- Born: July 18, 1906 Pittsburgh, Pennsylvania, U.S.
- Died: October 31, 1997 (aged 91) Exeter, New Hampshire, U.S.
- Education: Harvard, MIT, Columbia
- Known for: Chirp modulation Darlington pair Darlington synthesis
- Awards: IEEE Edison Medal (1975) IEEE Medal of Honor (1981) Presidential Medal of Freedom
- Scientific career
- Fields: Electrical engineering Communication Theory

= Sidney Darlington =

Electrical engineer and inventor of a transistor configuration

Sidney Darlington (July 18, 1906 - October 31, 1997) was an American electrical engineer and inventor of a transistor configuration in 1953, the Darlington pair. He advanced the state of network theory, developing the insertion-loss synthesis approach, invented chirp radar, and contributed to the designs of bombsights and gun and rocket guidance.

Darlington was awarded a B.S. in physics, magna cum laude, from Harvard in 1928, where he was elected to Phi Beta Kappa. He also received a B.S. in E.E. from MIT in 1929, and a Ph.D. in physics from Columbia in 1940.
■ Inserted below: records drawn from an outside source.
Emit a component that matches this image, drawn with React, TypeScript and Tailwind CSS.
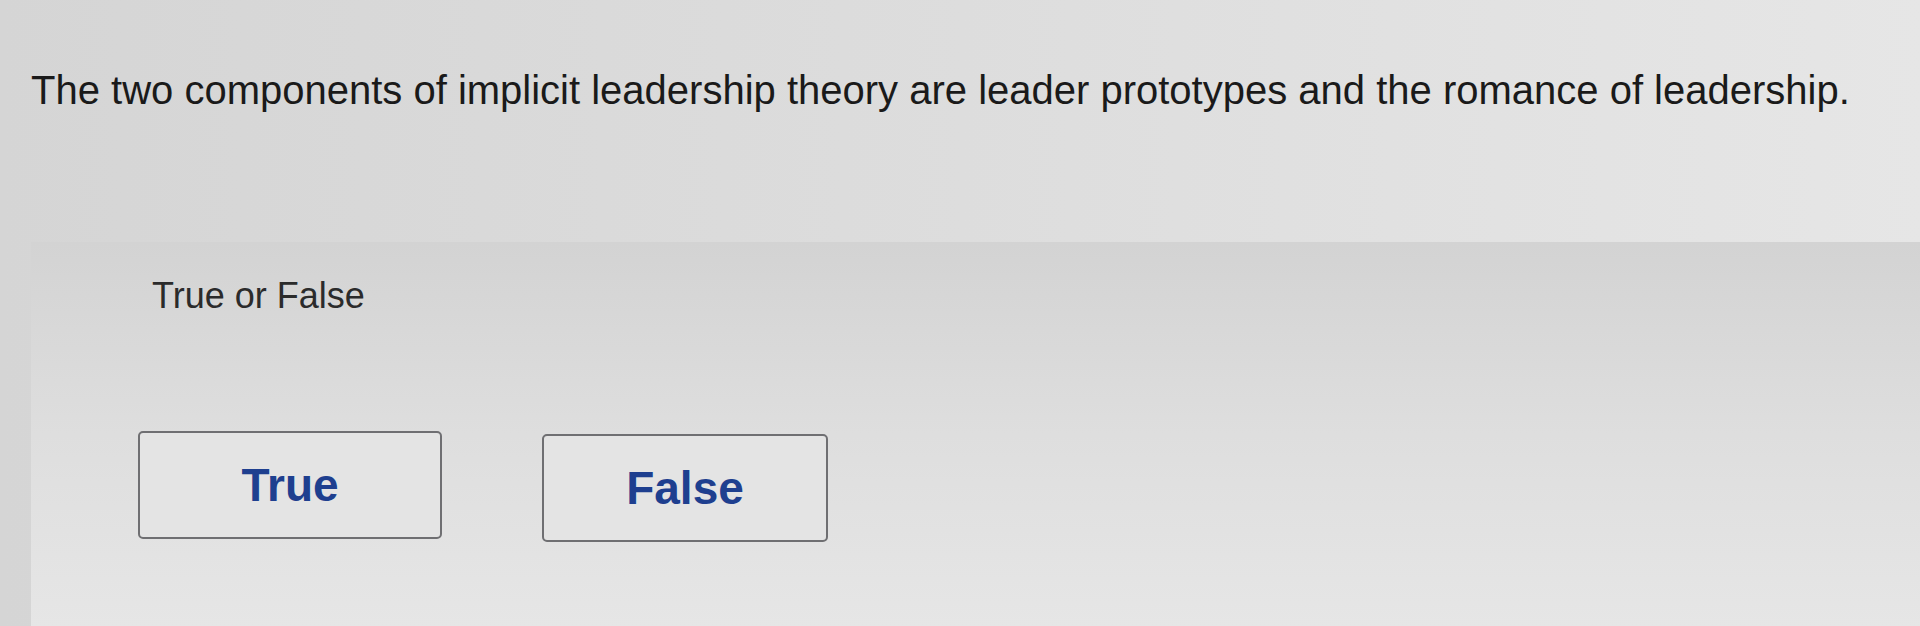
import React from "react";

const QUESTION =
  "The two components of implicit leadership theory are leader prototypes and the romance of leadership.";

const AnswerButton: React.FC<{ label: string; className?: string }> = ({ label, className = "" }) => (
  <button
    type="button"
    className={`h-[108px] rounded-[5px] border-2 border-[#6f6f72] bg-[#e4e4e4] text-[46px] font-bold leading-none text-[#1e3f8f] ${className}`}
  >
    {label}
  </button>
);

export default function App() {
  return (
    <div
      className="flex min-h-[626px] w-[1920px] flex-col overflow-hidden bg-gradient-to-r from-[#d5d5d5] via-[#dddddd] to-[#e6e6e6] text-[#1f1f1f]"
      style={{ fontFamily: '"Liberation Sans", Arial, sans-serif' }}
    >
      {/* question prompt */}
      <h1 className="pl-[31px] pt-[66px] text-[40px] font-normal leading-[48px] text-[#1a1a1a]">
        {QUESTION}
      </h1>

      {/* answer area */}
      <section className="ml-[31px] mt-[128px] flex-1 bg-gradient-to-b from-[#d3d3d3] via-[#dedede] to-[#e6e6e6]">
        <p className="pl-[121px] pt-[34px] text-[36px] leading-[40px] text-[#2b2b2b]">True or False</p>

        <div className="mt-[115px] flex items-start gap-[100px] pl-[107px] pb-[60px]">
          <AnswerButton label="True" className="w-[304px]" />
          <AnswerButton label="False" className="mt-[3px] w-[286px]" />
        </div>
      </section>
    </div>
  );
}
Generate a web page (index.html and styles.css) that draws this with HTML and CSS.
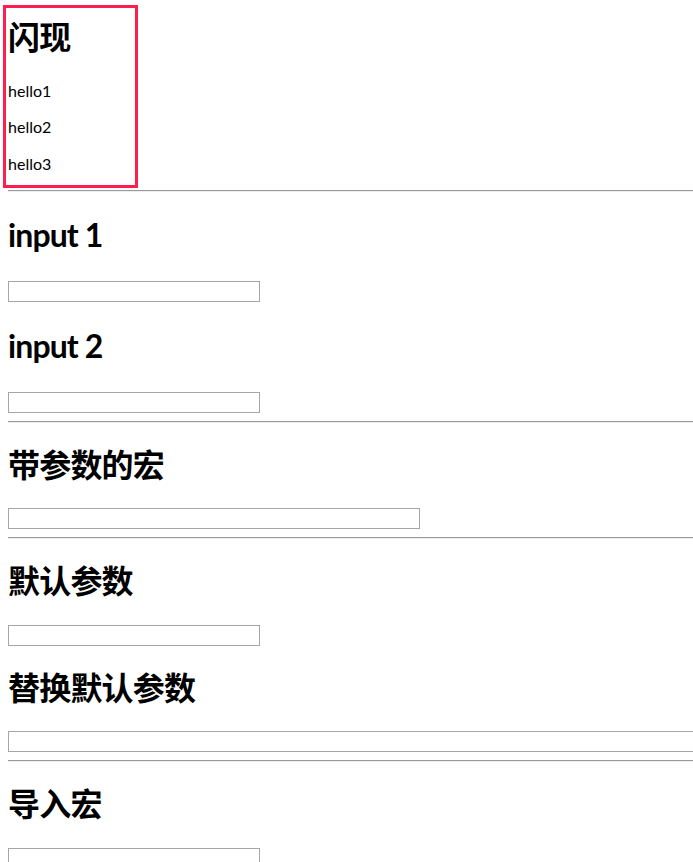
FILE: index.html
```html
<!DOCTYPE html>
<html lang="zh-CN">
<head>
<meta charset="utf-8">
<title>宏</title>
<link rel="stylesheet" href="styles.css">
</head>
<body>
  <div class="flash">
    <h1 class="title">闪现</h1>
    <p class="line">hello1</p>
    <p class="line">hello2</p>
    <p class="line">hello3</p>
  </div>
  <main class="content">
    <hr class="rule first">
    <h1 class="title latin">input 1</h1>
    <input class="field" type="text">
    <h1 class="title latin">input 2</h1>
    <input class="field" type="text">
    <hr class="rule">
    <h1 class="title">带参数的宏</h1>
    <input class="field wide" type="text">
    <hr class="rule">
    <h1 class="title">默认参数</h1>
    <input class="field" type="text">
    <h1 class="title">替换默认参数</h1>
    <input class="field full" type="text">
    <hr class="rule">
    <h1 class="title">导入宏</h1>
    <input class="field" type="text">
  </main>
</body>
</html>
```
FILE: styles.css
```css
html {
  overflow: hidden;
  background: #fff;
}

body {
  margin: 0;
  padding: 5px 0 8px 3px;
  font-family: Lato, "Noto Sans CJK SC", sans-serif;
  font-size: 16px;
  color: #000;
}

.flash {
  width: 135px;
  box-sizing: border-box;
  border: 3px solid #ff1f4f;
  padding: 0 0 0 2px;
}

.content {
  margin: 0 0 0 5px;
}

.title {
  font-size: 32px;
  font-weight: bold;
  letter-spacing: -0.8px;
  line-height: 42px;
  margin: 21px 0 22.5px;
}

.flash .title {
  margin: 8px 0 22.6px;
}

.title.latin {
  font-weight: bold;
  letter-spacing: -0.9px;
  line-height: 46.5px;
  margin: 20.5px 0 22.5px;
}

.line {
  margin: 16px 0;
  line-height: 20.5px;
}

.flash .line:last-child {
  margin-bottom: 10.9px;
}

.rule {
  height: 0;
  margin: 8px 0;
  border: 0;
  border-top: 1px solid #9a9a9a;
  border-bottom: 1px solid #eeeeee;
}

.rule.first {
  margin-top: 2px;
}

.field {
  display: block;
  box-sizing: border-box;
  width: 252px;
  height: 21px;
  margin: 0;
  padding: 0;
  border: 1px solid #a6a6a6;
  background: #fff;
  font: 13px Lato, sans-serif;
}

.field.wide {
  width: 412px;
}

.field.full {
  width: 100%;
  border-right: 0;
}
```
In 1945, he was awarded the Presidential Medal of Freedom, the United States' highest civilian honor, for his contributions during World War II. He was an elected member of the National Academy of Engineering, which cited his contributions to electrical network theory, radar, and guidance systems. In 1975, he received IEEE's Edison Medal "For basic contributions to network theory and for important inventions in radar systems and electronic circuits" and the IEEE Medal of Honor in 1981 "For fundamental contributions to filtering and signal processing leading to chirp radar".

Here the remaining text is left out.